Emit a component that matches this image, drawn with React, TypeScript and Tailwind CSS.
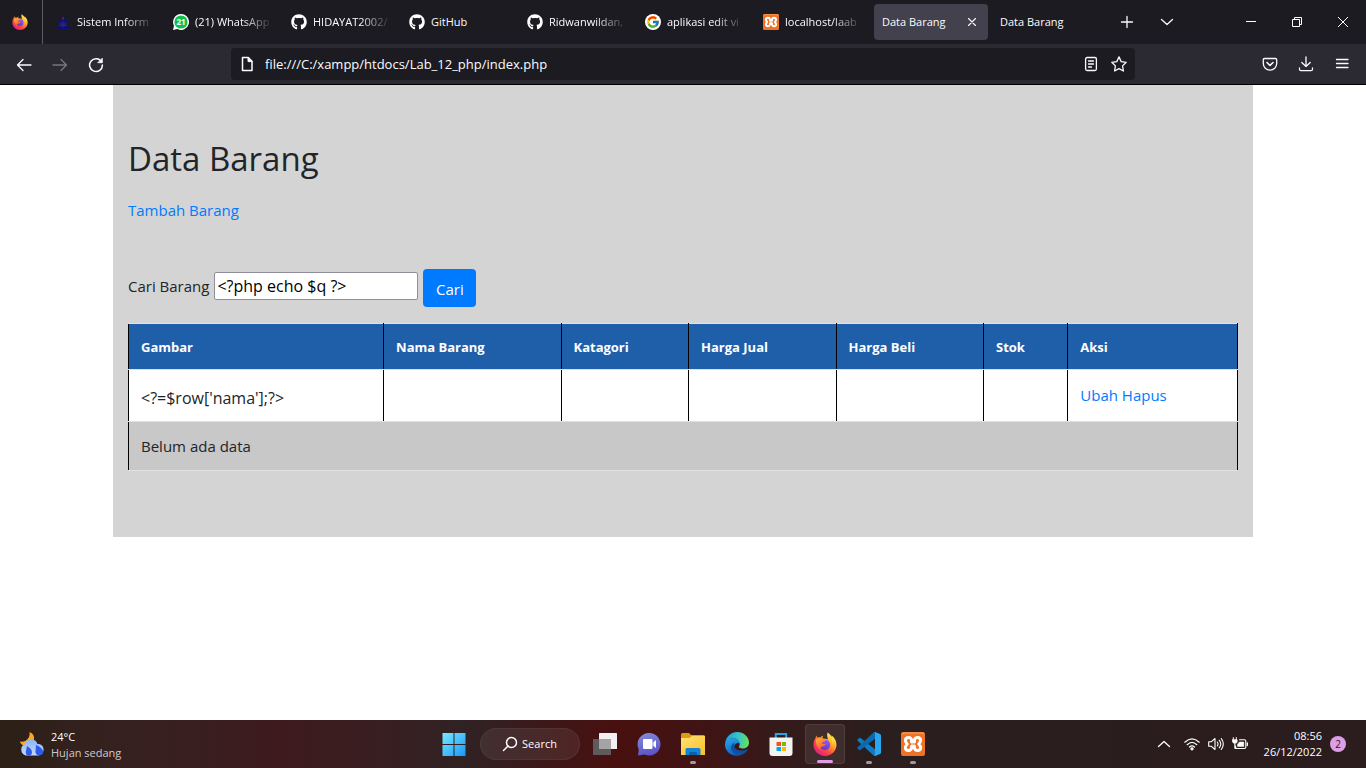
import { useId, type ReactNode } from "react";
import { FaGithub } from "react-icons/fa";
import { FcGoogle } from "react-icons/fc";

function FirefoxIcon({ className }: { className: string }) {
  const id = useId();
  return (
    <svg viewBox="0 0 24 24" className={className} aria-hidden="true">
      <defs>
        <linearGradient id={id + "a"} x1="0.85" y1="0.1" x2="0.2" y2="0.95">
          <stop offset="0" stopColor="#fff44f" />
          <stop offset="0.35" stopColor="#ffa52b" />
          <stop offset="0.65" stopColor="#ff4b3e" />
          <stop offset="1" stopColor="#e5178b" />
        </linearGradient>
        <linearGradient id={id + "b"} x1="0.6" y1="0" x2="0.3" y2="1">
          <stop offset="0" stopColor="#9059ff" />
          <stop offset="1" stopColor="#5b3bc4" />
        </linearGradient>
        <linearGradient id={id + "c"} x1="0" y1="0" x2="0.6" y2="1">
          <stop offset="0" stopColor="#ffb22e" />
          <stop offset="1" stopColor="#ff5a34" />
        </linearGradient>
      </defs>
      <path
        fill={`url(#${id}a)`}
        d="M14.6.4c2 1.300 3.300 2.900 4 4.700.1-.7.100-1.300-.1-1.900 3.100 2.300 5 5.800 5 9.600C23.500 19 18.400 24 12 24S.5 19 .5 12.800c0-2.500.7-4.800 2-6.700.1-.9.500-1.900 1.100-2.600.1.900.4 1.500.8 2 1-.3 2-.3 3 0 .7-.9 1.700-1.500 2.800-1.700-.6.800-.9 1.600-.9 2.400l5.700 1c-.8-2.200-1.300-4.600-.4-6.800Z"
      />
      <circle cx="12" cy="12.800" r="5.200" fill={`url(#${id}b)`} />
      <path
        fill={`url(#${id}c)`}
        d="M3 7.400c1.400-1.200 3-1.500 4.600-.9 1.500.8 3.200 1 5.200.9.5 1-.5 1.900-2.600 2.500-.9.300-.6 1.200-1.700 1.900 1.900-.3 3 .3 4.500.1-.8 1.900-2.500 2-3.900 2.500-2 .8-2.300 2.300-1.300 3.500C4.800 17.600 2.300 11 3 7.400Z"
      />
      <path
        fill="#ffd83d"
        d="M14.800 1.400c2.800 2.200 3.800 4.800 4.100 7 1 1.700 1 3.700.3 5.700 1.800-3.100 1.500-6.500-.6-9-.8-1.500-2.100-2.800-3.800-3.700Z"
      />
    </svg>
  );
}

function XamppIcon({ className }: { className: string }) {
  return (
    <svg viewBox="0 0 24 24" className={className} aria-hidden="true">
      <rect width="24" height="24" rx="2" fill="#ee7326" />
      <path d="M1 2.500Q1 1 3 1h18q2 0 2 1.500" stroke="#f9a66c" fill="none" />
      <path
        fill="none"
        stroke="#fff"
        strokeWidth="3"
        strokeLinejoin="round"
        d="M7.600 5.500c-1.900 0-3.200 1.200-3.200 3 0 1.500 1 2.500 1.800 3.500-.8 1-1.800 2-1.800 3.500 0 1.800 1.300 3 3.200 3 1.800 0 2.600-1 3-2.600V14h2.800v1.900c.4 1.600 1.200 2.600 3 2.600 1.900 0 3.200-1.200 3.200-3 0-1.500-1-2.500-1.800-3.500.8-1 1.800-2 1.800-3.500 0-1.800-1.300-3-3.200-3-1.800 0-2.600 1-3 2.600V10h-2.800V8.100c-.4-1.600-1.200-2.600-3-2.600Z"
      />
    </svg>
  );
}

function CampusIcon() {
  return (
    <svg viewBox="0 0 16 16" className="size-4 shrink-0" aria-hidden="true">
      <path d="M3 3.500Q8-1 13 3.500l1 6H2Z" fill="#17173a" />
      <path d="M1.500 11h13l-.5 4H2ZM5 6l2-1h2l2 1-.5 4h-5Z" fill="#11106e" />
      <path d="M4 11.500h8M8 7v7M4.500 8.500l7 3M11.500 8.500l-7 3" stroke="#24249a" />
      <path d="M7.300 5.500Q6.800 4 8.200 2.500q1.200 1.700.3 3Z" fill="#a51e2a" />
    </svg>
  );
}

function WhatsAppIcon() {
  return (
    <svg viewBox="0 0 16 16" className="size-4 shrink-0" aria-hidden="true">
      <path d="M8 0a8 8 0 1 1-3.700 15.100L0 16l1-4.200A8 8 0 0 1 8 0Z" fill="#fff" />
      <circle cx="8" cy="8" r="6.600" fill="#12bf4c" />
      <text x="8" y="10.800" textAnchor="middle" fontSize="8" fontWeight="700" fill="#fff">
        21
      </text>
    </svg>
  );
}

function EdgeIcon() {
  return (
    <svg viewBox="0 0 24 24" className="size-6" aria-hidden="true">
      <defs>
        <linearGradient id="edge-top" x1="0" y1="0.4" x2="1" y2="0.5">
          <stop offset="0" stopColor="#1c9de0" />
          <stop offset="0.5" stopColor="#35c1cf" />
          <stop offset="1" stopColor="#66e05c" />
        </linearGradient>
        <linearGradient id="edge-side" x1="0" y1="0" x2="0.4" y2="1">
          <stop offset="0" stopColor="#2ba9ea" />
          <stop offset="1" stopColor="#0a62c4" />
        </linearGradient>
      </defs>
      <path
        fill="url(#edge-side)"
        d="M0 12.500C0 8 4.500 6 9 6.300c4 .3 6.500 3 6.300 5.700-2-2-6-.5-6.200 3-.1 4 3.500 7 7.400 7.800C9 26-.1 21 0 12.500Z"
      />
      <path
        fill="#124f9f"
        d="M9.300 10.700C6 12 5.200 16 7 19c2 3.600 6.500 5.200 10.500 3.500 2.400-1 4-2.500 5.200-4.400.3-.6-.2-1-.8-.7C17 19.800 9.700 18.500 9.100 14c-.2-1.400 0-2.500.2-3.300Z"
      />
      <path
        fill="url(#edge-top)"
        d="M.2 10.500C1.300 4.300 6.300 0 12 0c6.800 0 12 4.900 12 10.400 0 4-3 6-6.500 6-2.700 0-4.100-.9-3.500-1.900C16.300 10.900 13.500 6.300 8.600 6.200 4.900 6.200 1.500 8 .2 10.500Z"
      />
    </svg>
  );
}

function VsCodeIcon() {
  return (
    <svg viewBox="0 0 24 24" className="size-6" aria-hidden="true">
      <path d="M.6 7.400 2.200 6q.6-.5 1.300 0L19 18v5.800q-1.300.300-2.400-.4L.6 8.800q-.6-.7 0-1.400Z" fill="#0f7cc4" />
      <path d="M.6 16.600 2.200 18q.6.500 1.300 0L19 6V.2q-1.300-.3-2.400.4L.6 15.200q-.6.700 0 1.400Z" fill="#0a69af" />
      <path d="M17 23.700q1 .300 1.800 0L23 22q1-.5 1-1.500V3.500Q24 2.500 23 2L18.800.2Q18 0 17 .4q1 .3 1 1.600v20q0 1.300-1 1.700Z" fill="#28a6f0" />
    </svg>
  );
}

function WindowsIcon() {
  return (
    <svg viewBox="0 0 24 24" className="size-6" aria-hidden="true">
      <defs>
        <linearGradient id="win" x1="0" y1="0" x2="24" y2="24" gradientUnits="userSpaceOnUse">
          <stop offset="0" stopColor="#7cecff" />
          <stop offset="1" stopColor="#1597fb" />
        </linearGradient>
      </defs>
      <path d="M.5 1h11v11H.5ZM12.500 1h11v11h-11ZM.5 13h11v11H.5ZM12.500 13h11v11h-11Z" fill="url(#win)" />
    </svg>
  );
}

function TaskViewIcon() {
  return (
    <svg viewBox="0 0 24 24" className="size-6" aria-hidden="true">
      <rect x="6" y="1" width="18" height="16" rx="0.500" fill="#f1f1f1" />
      <rect x="0" y="7" width="18" height="16" rx="0.500" fill="#5d5b5b" />
      <rect x="6" y="7" width="12" height="10" fill="#a4a4a4" />
    </svg>
  );
}

function ChatIcon() {
  return (
    <svg viewBox="0 0 24 24" className="size-6" aria-hidden="true">
      <defs>
        <linearGradient id="chat" x1="0.300" y1="0" x2="0.600" y2="1">
          <stop offset="0" stopColor="#7f8ad6" />
          <stop offset="1" stopColor="#5b50c9" />
        </linearGradient>
      </defs>
      <path d="M12 1a11.300 11.300 0 1 1-4.500 21.600L1 23.500l.8-6A11.300 11.300 0 0 1 12 1Z" fill="url(#chat)" />
      <rect x="6" y="7" width="9.500" height="10" rx="1" fill="#fff" />
      <path d="m16.300 10.300 2.700-2.300v8l-2.700-2.300Z" fill="#fff" />
    </svg>
  );
}

function ExplorerIcon() {
  return (
    <svg viewBox="0 0 24 24" className="size-6" aria-hidden="true">
      <defs>
        <linearGradient id="folder" x1="0" y1="0" x2="1" y2="1">
          <stop offset="0" stopColor="#ffe173" />
          <stop offset="1" stopColor="#fabf2a" />
        </linearGradient>
      </defs>
      <path d="M0 2.500Q0 1 1.500 1H8l2 2h12.500Q24 3 24 4.500V9H0Z" fill="#dc9b10" />
      <path d="M0 6h8.500L11 4h13v19H0Z" fill="url(#folder)" />
      <path d="M4.500 23v-5.500Q4.500 16 6 16h12q1.500 0 1.500 1.500V23Z" fill="#1583d3" />
      <path d="M8 23v-2q0-1 1-1h6q1 0 1 1v2Z" fill="#0c60a8" />
    </svg>
  );
}

function StoreIcon() {
  return (
    <svg viewBox="0 0 24 24" className="size-6" aria-hidden="true">
      <path d="M6.800 7V2h10.400v5" stroke="#27a6e5" strokeWidth="2" fill="none" />
      <path d="M.5 5.500h23V21q0 3-3 3h-17q-3 0-3-3Z" fill="#f3f3f3" />
      <path d="M7.500 10H12v4H7.500Z" fill="#f25022" />
      <path d="M13 10h4v4h-4Z" fill="#7fba00" />
      <path d="M7.500 15H12v4H7.500Z" fill="#00a4ef" />
      <path d="M13 15h4v4h-4Z" fill="#ffb900" />
    </svg>
  );
}

function WeatherIcon() {
  return (
    <svg viewBox="0 0 24 24" className="size-6" aria-hidden="true">
      <defs>
        <linearGradient id="cloud" x1="0" y1="0" x2="0" y2="1">
          <stop offset="0" stopColor="#89b4f5" />
          <stop offset="1" stopColor="#c5dbfa" />
        </linearGradient>
      </defs>
      <path d="M9.500 0c4 1.500 5.500 5 4 9L5 14C2 13 .5 11.500 0 9.500 6 10.500 10.500 6 9.500 0Z" fill="#f9a825" />
      <path d="M6 23.500a6 6 0 0 1-.8-11.500C6 5.800 16 5.600 17.500 12c8-.5 8 11 .5 11.500Z" fill="url(#cloud)" />
      <path d="M7 14c5 3 6 6 4 9-4 2-6-1-5-4Zm9-1c6 2.500 8.500 6 6.500 9-4 3-7.500.5-7-3Z" fill="#2e5be8" />
    </svg>
  );
}

function Line({ children }: { children: ReactNode }) {
  return (
    <svg
      viewBox="0 0 16 16"
      className="size-4"
      fill="none"
      stroke="currentColor"
      strokeWidth="1.300"
      strokeLinecap="round"
      strokeLinejoin="round"
      aria-hidden="true"
    >
      {children}
    </svg>
  );
}

const github = <FaGithub className="size-4 shrink-0 text-white" />;

const tabs: { title: string; icon?: ReactNode; active?: boolean }[] = [
  { title: "Sistem Inform", icon: <CampusIcon /> },
  { title: "(21) WhatsApp", icon: <WhatsAppIcon /> },
  { title: "HIDAYAT2002/", icon: github },
  { title: "GitHub", icon: github },
  { title: "Ridwanwildan,", icon: github },
  { title: "aplikasi edit vi", icon: <FcGoogle className="size-4 shrink-0 rounded-full bg-white p-px" /> },
  { title: "localhost/laab", icon: <XamppIcon className="size-4 shrink-0" /> },
  { title: "Data Barang", active: true },
  { title: "Data Barang" },
];

function TabStrip() {
  return (
    <div className="flex h-11 bg-[#1c1b22] text-[#fbfbfe]">
      <button aria-label="Firefox View" className="grid w-[43px] shrink-0 place-items-center border-r border-[#5b5b62] pr-0.5">
        <FirefoxIcon className="size-4" />
      </button>
      <div className="ml-[5px] flex min-w-0 items-center gap-1">
        {tabs.map((tab, i) => (
          <div
            key={i}
            className={
              "flex h-9 w-[114px] min-w-0 items-center gap-1.5 rounded " +
              (tab.active ? "bg-[#42414d] px-2" : tab.icon ? "px-[7px]" : "px-2")
            }
          >
            {tab.icon}
            <button
              className={
                "min-w-0 flex-1 text-left text-[11px] whitespace-nowrap " +
                (tab.icon && tab.title !== "GitHub"
                  ? "[mask-image:linear-gradient(to_right,black_60%,transparent)]"
                  : "")
              }
            >
              {tab.title}
            </button>
            {tab.active && (
              <button aria-label="Close tab">
                <Line>
                  <path d="m4.500 4.500 7 7M11.500 4.500l-7 7" strokeWidth="1.100" />
                </Line>
              </button>
            )}
          </div>
        ))}
      </div>
      <button aria-label="New tab" className="ml-[5px] grid w-8 place-items-center">
        <Line>
          <path d="M8 2.500v11M2.500 8h11" />
        </Line>
      </button>
      <button aria-label="List all tabs" className="ml-2 grid w-8 place-items-center">
        <Line>
          <path d="m2.500 5.500 5.500 5 5.500-5" />
        </Line>
      </button>
      <div className="ml-auto flex">
        <button aria-label="Minimize" className="grid w-[46px] place-items-center">
          <svg viewBox="0 0 10 10" className="size-2.5" stroke="#fff" fill="none">
            <path d="M0 4.500h10" />
          </svg>
        </button>
        <button aria-label="Restore" className="grid w-[46px] place-items-center">
          <svg viewBox="0 0 10 10" className="size-2.5" stroke="#fff" fill="none">
            <path d="M.5 2.500h7v7h-7ZM2.500 2.500v-2h7v7h-2" />
          </svg>
        </button>
        <button aria-label="Close" className="grid w-[46px] place-items-center">
          <svg viewBox="0 0 10 10" className="size-2.5" stroke="#fff" fill="none">
            <path d="m0 0 10 10M10 0 0 10" />
          </svg>
        </button>
      </div>
    </div>
  );
}

function NavBar() {
  return (
    <div className="flex h-[41px] items-start border-b border-black bg-[#2b2a33] pt-1 text-[#fbfbfe]">
      <div className="flex h-8 min-w-0 flex-1 items-center gap-5 pt-0.5 pl-4">
        <button aria-label="Back">
          <Line>
            <path d="M15 8H1.500M7 2.500 1.500 8 7 13.500" />
          </Line>
        </button>
        <button aria-label="Forward" className="text-[#77767d]">
          <Line>
            <path d="M1 8h13.500M9 2.500 14.500 8 9 13.500" />
          </Line>
        </button>
        <button aria-label="Reload">
          <Line>
            <path d="M13.600 5A6.400 6.400 0 1 0 14.400 8" strokeWidth="1.500" />
            <path d="M14.300 1.500v4.200h-4.200Z" fill="currentColor" strokeWidth="0.800" />
          </Line>
        </button>
      </div>
      <div className="flex h-8 w-[904px] items-center rounded bg-[#1c1b22] px-2">
        <Line>
          <path d="M3.500 1.600h5.800l3.700 3.700v9.100H3.500Z" strokeWidth="1.500" />
          <path d="M9 1.600v4h4Z" fill="currentColor" strokeWidth="1" />
        </Line>
        <input
          aria-label="Address"
          defaultValue="file:///C:/xampp/htdocs/Lab_12_php/index.php"
          className="ml-2.5 min-w-0 flex-1 bg-transparent pt-0.5 text-[13px] outline-none"
        />
        <button aria-label="Reader view" className="mr-3">
          <Line>
            <rect x="2.600" y="1.500" width="10.800" height="13" rx="1.500" />
            <path d="M5.500 5h5M5.500 8h5M5.500 11h3" />
          </Line>
        </button>
        <button aria-label="Bookmark this page">
          <Line>
            <path d="m8 .9 2.200 4.700 5 .7-3.600 3.600.8 5.100L8 12.600 3.600 15l.8-5.100L.8 6.300l5-.7Z" />
          </Line>
        </button>
      </div>
      <div className="flex h-8 min-w-0 flex-1 items-center justify-end gap-5 pr-4">
        <button aria-label="Save to Pocket">
          <Line>
            <path d="M2.500 2.500h11q1.200 0 1.200 1.200V7.500a6.700 6.700 0 0 1-13.400 0V3.700q0-1.200 1.200-1.200Z" />
            <path d="m5 6.500 3 3 3-3" strokeWidth="1.600" />
          </Line>
        </button>
        <button aria-label="Downloads">
          <Line>
            <path d="M8 .8V10.500M3.800 6.500 8 10.500l4.200-4M1.500 12v1.200q0 1.500 1.500 1.500h10q1.500 0 1.500-1.500V12" />
          </Line>
        </button>
        <button aria-label="Menu">
          <Line>
            <path d="M2.500 3.500h11.500M2.500 7.500h11.500M2.500 11.500h11.500" />
          </Line>
        </button>
      </div>
    </div>
  );
}

const columns = [
  { label: "Gambar", width: "w-[23%]" },
  { label: "Nama Barang", width: "w-[16%]" },
  { label: "Katagori", width: "w-[11.5%]" },
  { label: "Harga Jual", width: "w-[13.3%]" },
  { label: "Harga Beli", width: "w-[13.3%]" },
  { label: "Stok", width: "w-[7.6%]" },
  { label: "Aksi", width: "w-[15.3%]" },
];

const cell = "border-x border-y border-x-black border-y-[#dee2e6] px-3 text-left";

function Page() {
  return (
    <main className="flex-1 bg-white text-[15px] text-[#212529]">
      <div className="mx-auto max-w-[1140px] bg-[#d4d4d4] px-[15px] pt-[52px] pb-[66px]">
        <h1 className="text-[33px] leading-[43px]">Data Barang</h1>
        <p className="mt-[18px] leading-6">
          <a href="#tambah" className="text-[#007bff]">
            Tambah Barang
          </a>
        </p>
        <form className="mt-[47px] flex items-start" onSubmit={(e) => e.preventDefault()}>
          <label htmlFor="q" className="mt-[5px] leading-6">
            Cari Barang
          </label>
          <input
            id="q"
            type="text"
            defaultValue="<?php echo $q ?>"
            className="mt-[3px] ml-[5px] h-7 w-[204px] rounded-xs border border-[#8f8f9d] bg-white px-0.5 text-base text-black"
          />
          <button type="submit" className="ml-[5px] h-[38px] w-[53px] rounded bg-[#007bff] pt-0.5 text-white">
            Cari
          </button>
        </form>
        <table className="mt-4 w-full table-fixed border-collapse">
          <thead>
            <tr className="h-[46px] bg-[#1f5faa] text-[13px] text-white">
              {columns.map((c) => (
                <th key={c.label} className={cell + " pt-0.5 font-bold " + c.width}>
                  {c.label}
                </th>
              ))}
            </tr>
          </thead>
          <tbody>
            <tr className="h-[52px] bg-white">
              <td className={cell + " pt-1 text-base"}>{"<?=$row['nama'];?>"}</td>
              <td className={cell} />
              <td className={cell} />
              <td className={cell} />
              <td className={cell} />
              <td className={cell} />
              <td className={cell + " text-[#007bff]"}>
                <a href="#ubah">Ubah</a> <a href="#hapus">Hapus</a>
              </td>
            </tr>
            <tr className="h-[49px] bg-[#c8c8c8]">
              <td colSpan={7} className={cell}>
                Belum ada data
              </td>
            </tr>
          </tbody>
        </table>
      </div>
    </main>
  );
}

const apps: { name: string; icon: ReactNode; running?: boolean; active?: boolean }[] = [
  { name: "Task View", icon: <TaskViewIcon /> },
  { name: "Chat", icon: <ChatIcon /> },
  { name: "File Explorer", icon: <ExplorerIcon />, running: true },
  { name: "Microsoft Edge", icon: <EdgeIcon /> },
  { name: "Microsoft Store", icon: <StoreIcon /> },
  { name: "Firefox", icon: <FirefoxIcon className="size-6" />, active: true },
  { name: "Visual Studio Code", icon: <VsCodeIcon />, running: true },
  { name: "XAMPP", icon: <XamppIcon className="size-6" />, running: true },
];

function Taskbar() {
  return (
    <footer className="grid h-12 grid-cols-[1fr_auto_1fr] items-center bg-[linear-gradient(to_right,#2c2017_0%,#35211f_8%,#3a1e1f_15%,#3e1a1d_20%,#371f21_29%,#302224_34%,#48100f_45%,#411314_51%,#351a1a_57%,#2a1e1e_65%,#2b1c1d_100%)] text-[11px] text-white">
      <button className="flex items-center gap-[7px] pl-5 text-left leading-4">
        <WeatherIcon />
        <span className="pt-0.5">
          24°C
          <br />
          <span className="text-[#cfc9c9]">Hujan sedang</span>
        </span>
      </button>
      <div className="flex items-center gap-1">
        <button aria-label="Start" className="grid size-10 place-items-center">
          <WindowsIcon />
        </button>
        <button className="mx-px ml-0.5 flex h-8 w-[100px] items-center justify-center gap-1 rounded-full border border-white/5 bg-white/7">
          <svg viewBox="0 0 16 16" className="size-4" fill="none" stroke="#fff" strokeWidth="1.500" aria-hidden="true">
            <circle cx="9.500" cy="6.500" r="5" />
            <path d="m6 10-4.500 4.500" strokeLinecap="round" />
          </svg>
          Search
        </button>
        {apps.map((app) => (
          <button
            key={app.name}
            aria-label={app.name}
            className={
              "relative grid size-10 place-items-center rounded " +
              (app.active ? "border border-white/8 bg-white/8" : "")
            }
          >
            {app.icon}
            {app.running && (
              <span className="absolute bottom-0 left-1/2 h-[3px] w-1.5 -translate-x-1/2 rounded-full bg-[#a09a9b]" />
            )}
            {app.active && (
              <span className="absolute bottom-0 left-1/2 h-[3px] w-4 -translate-x-1/2 rounded-full bg-[#dd9ee6]" />
            )}
          </button>
        ))}
      </div>
      <div className="flex items-center justify-end pr-5">
        <button aria-label="Show hidden icons" className="mr-3">
          <Line>
            <path d="m2.500 10.500 5.500-5 5.500 5" />
          </Line>
        </button>
        <button aria-label="Network, volume and battery" className="flex items-center gap-2">
          <Line>
            <path d="M.8 6.200Q8-.6 15.200 6.200M3.200 8.700Q8 4 12.800 8.700M5.500 11Q8 8.700 10.500 11" strokeWidth="1.200" />
            <circle cx="8" cy="12.800" r="1" fill="currentColor" />
          </Line>
          <Line>
            <path d="M.7 5.800h2.500L7 2.500v11l-3.800-3.300H.7ZM9.300 6q1.500 2 0 4M11.300 4.300q3 3.700 0 7.400M13.300 2.600q4 5.400 0 10.800" strokeWidth="1.100" />
          </Line>
          <Line>
            <path d="M1.300 1.500v2M4.300 1.500v2M.5 3.800h4.600v1.500q0 2-2.300 2-2.300 0-2.300-2ZM2.800 7.500V12.500h2" fill="currentColor" strokeWidth="0.900" />
            <path d="M7.500 3.800h5q1.300 0 1.300 1.200v6.300q0 1.200-1.300 1.200H5" strokeWidth="1.100" />
            <path d="M7.500 6h4.300v4.500H5.500V8.500Z" fill="currentColor" strokeWidth="0.500" />
            <path d="M15.300 7v2.500" />
          </Line>
        </button>
        <button className="ml-4 text-right leading-4">
          08:56
          <br />
          26/12/2022
        </button>
        <button
          aria-label="2 notifications"
          className="ml-2 grid size-4 place-items-center rounded-full bg-[#dd9ee6] text-[10px] text-[#2b1c1d]"
        >
          2
        </button>
      </div>
    </footer>
  );
}

export default function App() {
  return (
    <div className="flex min-h-screen flex-col font-['Open_Sans','Noto_Sans',sans-serif]">
      <header>
        <TabStrip />
        <NavBar />
      </header>
      <Page />
      <Taskbar />
    </div>
  );
}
****************************************
# Aim of the task
In the listing above, how many lines include the word "this"? Answer with the number and nothing more.

# Exercise response
2